MATERIAL:
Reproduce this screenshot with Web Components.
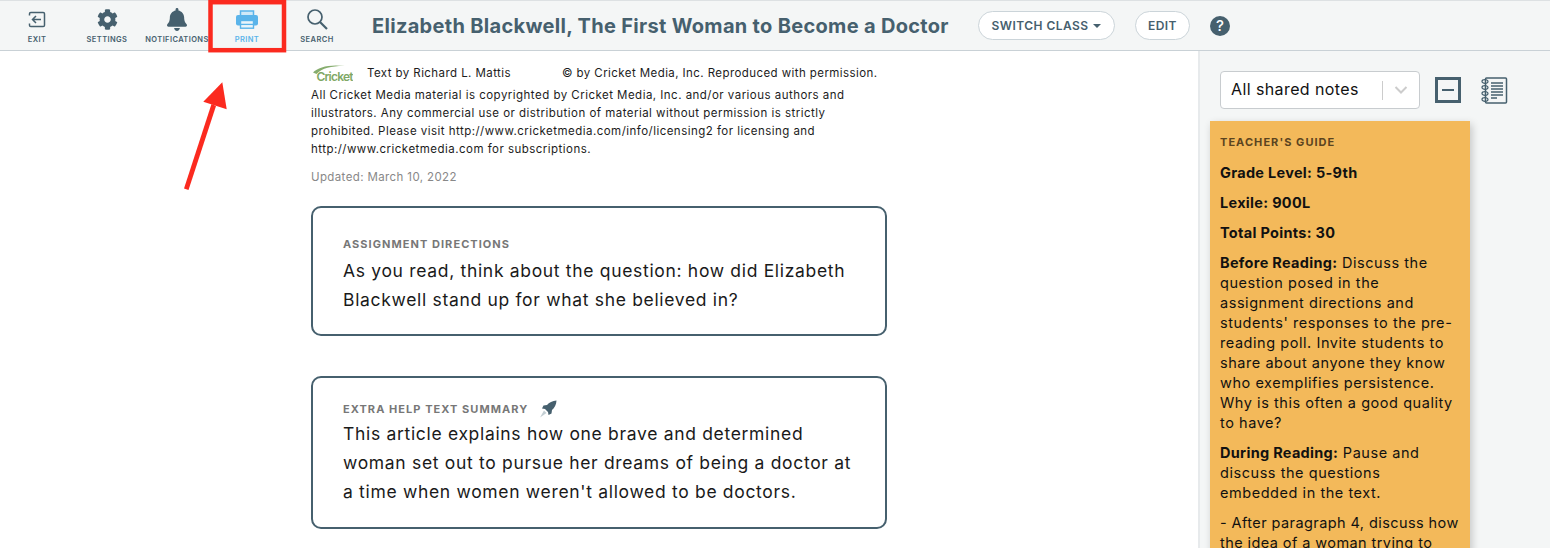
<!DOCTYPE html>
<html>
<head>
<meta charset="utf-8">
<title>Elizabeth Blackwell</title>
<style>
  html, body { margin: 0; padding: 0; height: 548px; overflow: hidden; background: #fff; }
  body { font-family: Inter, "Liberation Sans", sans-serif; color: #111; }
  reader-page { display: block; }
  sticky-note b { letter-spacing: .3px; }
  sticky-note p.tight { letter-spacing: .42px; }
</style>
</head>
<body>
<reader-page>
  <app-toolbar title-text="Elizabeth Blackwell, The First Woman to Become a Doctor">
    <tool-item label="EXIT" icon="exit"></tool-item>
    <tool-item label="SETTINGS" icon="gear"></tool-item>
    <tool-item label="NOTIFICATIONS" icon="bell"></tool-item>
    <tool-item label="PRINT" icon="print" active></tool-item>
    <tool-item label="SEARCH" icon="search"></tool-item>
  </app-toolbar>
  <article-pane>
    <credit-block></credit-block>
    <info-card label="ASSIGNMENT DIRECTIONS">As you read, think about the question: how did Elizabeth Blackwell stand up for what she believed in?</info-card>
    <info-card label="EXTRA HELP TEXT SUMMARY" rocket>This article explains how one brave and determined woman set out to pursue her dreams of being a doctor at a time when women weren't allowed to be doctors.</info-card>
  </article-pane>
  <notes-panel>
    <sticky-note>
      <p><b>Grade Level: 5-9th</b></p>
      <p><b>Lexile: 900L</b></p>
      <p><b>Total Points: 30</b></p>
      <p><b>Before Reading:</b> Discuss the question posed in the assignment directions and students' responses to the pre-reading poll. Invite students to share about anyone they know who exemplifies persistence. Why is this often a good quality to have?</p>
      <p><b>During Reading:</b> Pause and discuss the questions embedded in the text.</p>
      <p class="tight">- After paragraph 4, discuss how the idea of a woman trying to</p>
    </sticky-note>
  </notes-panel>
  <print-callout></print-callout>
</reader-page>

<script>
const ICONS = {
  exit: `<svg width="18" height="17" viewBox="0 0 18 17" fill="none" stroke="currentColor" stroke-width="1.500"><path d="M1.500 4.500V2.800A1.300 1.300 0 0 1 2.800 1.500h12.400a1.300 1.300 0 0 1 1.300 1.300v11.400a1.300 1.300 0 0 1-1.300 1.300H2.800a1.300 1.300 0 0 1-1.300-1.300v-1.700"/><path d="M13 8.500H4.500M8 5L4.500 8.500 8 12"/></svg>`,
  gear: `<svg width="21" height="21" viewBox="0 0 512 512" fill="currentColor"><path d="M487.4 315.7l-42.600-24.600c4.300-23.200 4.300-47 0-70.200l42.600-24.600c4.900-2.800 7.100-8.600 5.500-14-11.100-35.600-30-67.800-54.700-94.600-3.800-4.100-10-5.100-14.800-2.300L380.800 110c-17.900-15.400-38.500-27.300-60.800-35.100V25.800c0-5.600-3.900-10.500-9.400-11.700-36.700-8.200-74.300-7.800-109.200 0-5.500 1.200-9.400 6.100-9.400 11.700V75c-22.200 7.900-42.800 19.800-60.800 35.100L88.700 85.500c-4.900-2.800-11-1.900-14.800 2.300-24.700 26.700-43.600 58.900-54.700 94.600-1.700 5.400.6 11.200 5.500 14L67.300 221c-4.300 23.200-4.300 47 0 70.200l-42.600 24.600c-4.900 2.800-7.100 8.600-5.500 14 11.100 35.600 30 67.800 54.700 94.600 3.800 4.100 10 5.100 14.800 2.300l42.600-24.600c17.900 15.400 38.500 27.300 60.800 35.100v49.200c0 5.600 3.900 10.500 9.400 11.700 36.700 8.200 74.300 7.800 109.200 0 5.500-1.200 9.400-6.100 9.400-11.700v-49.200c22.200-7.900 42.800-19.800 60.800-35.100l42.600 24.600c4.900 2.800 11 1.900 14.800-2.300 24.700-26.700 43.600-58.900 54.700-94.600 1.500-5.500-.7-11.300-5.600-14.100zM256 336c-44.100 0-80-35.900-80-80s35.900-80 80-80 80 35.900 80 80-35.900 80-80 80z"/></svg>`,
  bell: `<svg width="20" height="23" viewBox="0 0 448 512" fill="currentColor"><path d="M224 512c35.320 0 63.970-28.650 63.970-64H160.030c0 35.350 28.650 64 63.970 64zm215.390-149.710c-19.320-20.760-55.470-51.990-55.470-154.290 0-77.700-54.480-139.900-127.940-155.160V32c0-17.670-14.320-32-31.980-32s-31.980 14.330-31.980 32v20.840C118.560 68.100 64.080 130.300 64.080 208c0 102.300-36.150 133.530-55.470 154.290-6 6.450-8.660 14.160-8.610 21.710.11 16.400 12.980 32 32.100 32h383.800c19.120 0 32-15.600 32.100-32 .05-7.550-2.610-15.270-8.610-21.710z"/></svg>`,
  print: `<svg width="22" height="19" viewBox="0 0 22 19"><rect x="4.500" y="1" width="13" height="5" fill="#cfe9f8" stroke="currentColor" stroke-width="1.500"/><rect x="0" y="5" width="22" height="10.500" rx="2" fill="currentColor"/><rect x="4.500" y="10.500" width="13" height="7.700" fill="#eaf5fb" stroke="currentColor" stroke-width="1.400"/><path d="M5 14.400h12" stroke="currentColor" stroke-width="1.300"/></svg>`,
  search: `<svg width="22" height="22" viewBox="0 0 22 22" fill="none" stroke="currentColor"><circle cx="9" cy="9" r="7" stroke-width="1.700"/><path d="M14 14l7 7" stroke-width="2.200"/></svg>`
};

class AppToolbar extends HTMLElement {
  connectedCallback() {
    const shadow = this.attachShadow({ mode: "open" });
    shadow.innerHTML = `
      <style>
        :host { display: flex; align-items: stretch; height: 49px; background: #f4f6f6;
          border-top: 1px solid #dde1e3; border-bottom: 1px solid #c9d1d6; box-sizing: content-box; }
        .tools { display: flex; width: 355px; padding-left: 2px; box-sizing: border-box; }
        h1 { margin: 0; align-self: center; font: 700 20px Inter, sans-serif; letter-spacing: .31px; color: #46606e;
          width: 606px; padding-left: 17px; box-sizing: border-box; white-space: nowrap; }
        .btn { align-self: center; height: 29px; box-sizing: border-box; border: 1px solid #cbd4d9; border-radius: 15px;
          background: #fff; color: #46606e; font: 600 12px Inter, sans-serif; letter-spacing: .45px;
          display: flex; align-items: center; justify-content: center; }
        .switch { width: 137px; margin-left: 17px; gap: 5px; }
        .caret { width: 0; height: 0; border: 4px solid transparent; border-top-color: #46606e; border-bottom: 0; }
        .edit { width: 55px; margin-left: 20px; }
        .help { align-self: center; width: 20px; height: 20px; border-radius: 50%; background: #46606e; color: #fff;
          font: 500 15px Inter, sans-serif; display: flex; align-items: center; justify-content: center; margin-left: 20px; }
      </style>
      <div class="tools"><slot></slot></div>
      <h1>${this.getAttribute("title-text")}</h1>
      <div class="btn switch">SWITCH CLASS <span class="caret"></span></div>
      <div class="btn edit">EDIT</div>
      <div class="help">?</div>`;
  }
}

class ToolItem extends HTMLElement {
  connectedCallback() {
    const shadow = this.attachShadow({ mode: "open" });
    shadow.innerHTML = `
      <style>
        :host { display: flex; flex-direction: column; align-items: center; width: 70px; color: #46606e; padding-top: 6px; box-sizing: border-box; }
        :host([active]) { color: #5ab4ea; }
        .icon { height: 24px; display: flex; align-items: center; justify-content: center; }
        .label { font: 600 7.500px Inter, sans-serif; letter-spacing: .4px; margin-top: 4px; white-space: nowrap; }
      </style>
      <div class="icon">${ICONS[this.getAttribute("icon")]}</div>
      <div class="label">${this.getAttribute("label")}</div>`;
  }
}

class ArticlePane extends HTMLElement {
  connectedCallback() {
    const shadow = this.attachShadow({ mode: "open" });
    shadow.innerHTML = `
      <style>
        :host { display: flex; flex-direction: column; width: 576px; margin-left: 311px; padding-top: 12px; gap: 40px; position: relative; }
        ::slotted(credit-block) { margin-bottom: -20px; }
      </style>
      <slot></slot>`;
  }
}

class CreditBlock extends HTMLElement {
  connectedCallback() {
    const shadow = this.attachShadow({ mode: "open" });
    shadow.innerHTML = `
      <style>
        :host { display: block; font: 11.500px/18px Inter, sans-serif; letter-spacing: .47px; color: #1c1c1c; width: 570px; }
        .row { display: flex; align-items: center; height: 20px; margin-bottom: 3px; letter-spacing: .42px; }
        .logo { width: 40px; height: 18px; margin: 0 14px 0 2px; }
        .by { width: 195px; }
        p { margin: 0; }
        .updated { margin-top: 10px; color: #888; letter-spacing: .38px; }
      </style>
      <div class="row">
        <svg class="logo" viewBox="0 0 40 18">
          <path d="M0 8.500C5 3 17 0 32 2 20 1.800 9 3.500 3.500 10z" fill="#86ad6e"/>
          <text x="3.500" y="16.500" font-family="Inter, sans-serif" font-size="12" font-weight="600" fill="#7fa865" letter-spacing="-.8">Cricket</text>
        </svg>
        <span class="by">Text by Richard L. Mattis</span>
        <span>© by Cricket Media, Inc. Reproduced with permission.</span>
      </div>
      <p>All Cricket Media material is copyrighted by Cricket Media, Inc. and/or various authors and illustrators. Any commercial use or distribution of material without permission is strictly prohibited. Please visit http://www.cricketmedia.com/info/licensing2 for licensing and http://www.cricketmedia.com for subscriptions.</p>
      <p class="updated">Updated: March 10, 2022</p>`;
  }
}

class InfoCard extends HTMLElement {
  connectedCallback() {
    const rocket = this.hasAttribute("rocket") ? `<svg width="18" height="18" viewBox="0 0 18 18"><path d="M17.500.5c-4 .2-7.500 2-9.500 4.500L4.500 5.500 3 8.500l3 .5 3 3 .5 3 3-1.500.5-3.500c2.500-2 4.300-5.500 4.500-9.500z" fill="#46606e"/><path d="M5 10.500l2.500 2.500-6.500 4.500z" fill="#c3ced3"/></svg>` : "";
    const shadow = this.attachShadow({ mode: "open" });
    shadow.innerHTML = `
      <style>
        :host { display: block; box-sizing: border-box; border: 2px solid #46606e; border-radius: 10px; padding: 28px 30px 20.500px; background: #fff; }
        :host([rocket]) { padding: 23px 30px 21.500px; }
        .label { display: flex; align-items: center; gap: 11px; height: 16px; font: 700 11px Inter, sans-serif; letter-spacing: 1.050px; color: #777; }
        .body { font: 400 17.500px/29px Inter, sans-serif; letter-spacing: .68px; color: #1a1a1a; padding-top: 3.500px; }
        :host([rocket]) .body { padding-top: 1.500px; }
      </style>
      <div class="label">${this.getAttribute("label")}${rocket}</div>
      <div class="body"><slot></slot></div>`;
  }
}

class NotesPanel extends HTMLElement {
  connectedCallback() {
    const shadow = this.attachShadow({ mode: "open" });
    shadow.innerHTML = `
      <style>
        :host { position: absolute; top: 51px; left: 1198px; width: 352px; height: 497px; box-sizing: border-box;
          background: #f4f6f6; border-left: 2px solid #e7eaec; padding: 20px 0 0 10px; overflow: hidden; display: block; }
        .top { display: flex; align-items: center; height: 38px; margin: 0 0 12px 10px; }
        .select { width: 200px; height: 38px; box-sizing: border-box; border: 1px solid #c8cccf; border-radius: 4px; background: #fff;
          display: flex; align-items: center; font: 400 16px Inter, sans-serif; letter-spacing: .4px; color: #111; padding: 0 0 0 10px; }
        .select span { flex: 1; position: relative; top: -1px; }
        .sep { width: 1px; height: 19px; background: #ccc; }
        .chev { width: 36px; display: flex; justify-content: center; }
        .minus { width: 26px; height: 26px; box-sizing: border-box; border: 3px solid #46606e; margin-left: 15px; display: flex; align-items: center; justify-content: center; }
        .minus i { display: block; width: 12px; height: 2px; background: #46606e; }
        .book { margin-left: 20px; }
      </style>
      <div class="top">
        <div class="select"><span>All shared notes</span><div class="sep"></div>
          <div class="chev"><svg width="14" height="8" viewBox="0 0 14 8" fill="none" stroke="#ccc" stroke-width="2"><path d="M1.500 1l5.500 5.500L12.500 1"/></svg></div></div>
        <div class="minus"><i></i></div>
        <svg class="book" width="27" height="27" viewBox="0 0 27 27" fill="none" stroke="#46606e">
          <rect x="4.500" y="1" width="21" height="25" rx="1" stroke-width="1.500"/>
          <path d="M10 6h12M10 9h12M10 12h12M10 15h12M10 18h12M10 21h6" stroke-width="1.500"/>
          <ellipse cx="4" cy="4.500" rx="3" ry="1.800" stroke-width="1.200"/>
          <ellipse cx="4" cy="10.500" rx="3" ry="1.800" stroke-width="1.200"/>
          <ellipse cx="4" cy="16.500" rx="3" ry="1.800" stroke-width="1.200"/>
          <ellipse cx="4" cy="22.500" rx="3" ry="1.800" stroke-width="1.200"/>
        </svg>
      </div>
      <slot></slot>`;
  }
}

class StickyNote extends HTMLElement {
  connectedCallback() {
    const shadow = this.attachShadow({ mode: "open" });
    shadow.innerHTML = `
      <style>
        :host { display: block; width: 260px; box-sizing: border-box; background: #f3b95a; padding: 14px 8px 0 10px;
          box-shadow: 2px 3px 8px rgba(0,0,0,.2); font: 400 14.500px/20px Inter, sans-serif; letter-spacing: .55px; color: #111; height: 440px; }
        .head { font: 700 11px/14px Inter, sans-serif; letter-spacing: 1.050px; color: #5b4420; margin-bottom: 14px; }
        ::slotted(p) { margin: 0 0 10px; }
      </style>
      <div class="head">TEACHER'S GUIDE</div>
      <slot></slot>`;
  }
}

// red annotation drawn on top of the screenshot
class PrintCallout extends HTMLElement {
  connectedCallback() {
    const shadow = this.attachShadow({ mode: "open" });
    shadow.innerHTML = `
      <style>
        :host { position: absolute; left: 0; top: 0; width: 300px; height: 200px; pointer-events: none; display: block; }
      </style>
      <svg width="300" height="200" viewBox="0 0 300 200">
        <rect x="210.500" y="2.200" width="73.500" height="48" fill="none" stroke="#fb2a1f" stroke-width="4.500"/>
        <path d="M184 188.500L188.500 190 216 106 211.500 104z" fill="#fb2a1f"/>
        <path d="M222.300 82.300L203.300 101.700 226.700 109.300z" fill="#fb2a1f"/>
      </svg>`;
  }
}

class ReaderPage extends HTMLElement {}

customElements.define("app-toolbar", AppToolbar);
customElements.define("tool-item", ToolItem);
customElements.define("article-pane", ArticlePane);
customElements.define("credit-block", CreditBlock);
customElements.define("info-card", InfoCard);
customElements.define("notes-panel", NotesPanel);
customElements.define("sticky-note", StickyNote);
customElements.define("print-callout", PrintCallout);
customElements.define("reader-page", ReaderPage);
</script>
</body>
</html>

WORK TO COMPLETE: Copy and report every line where the word "screenshot" is present.

OUTPUT FOR THIS EXERCISE:
Reproduce this screenshot with Web Components.
// red annotation drawn on top of the screenshot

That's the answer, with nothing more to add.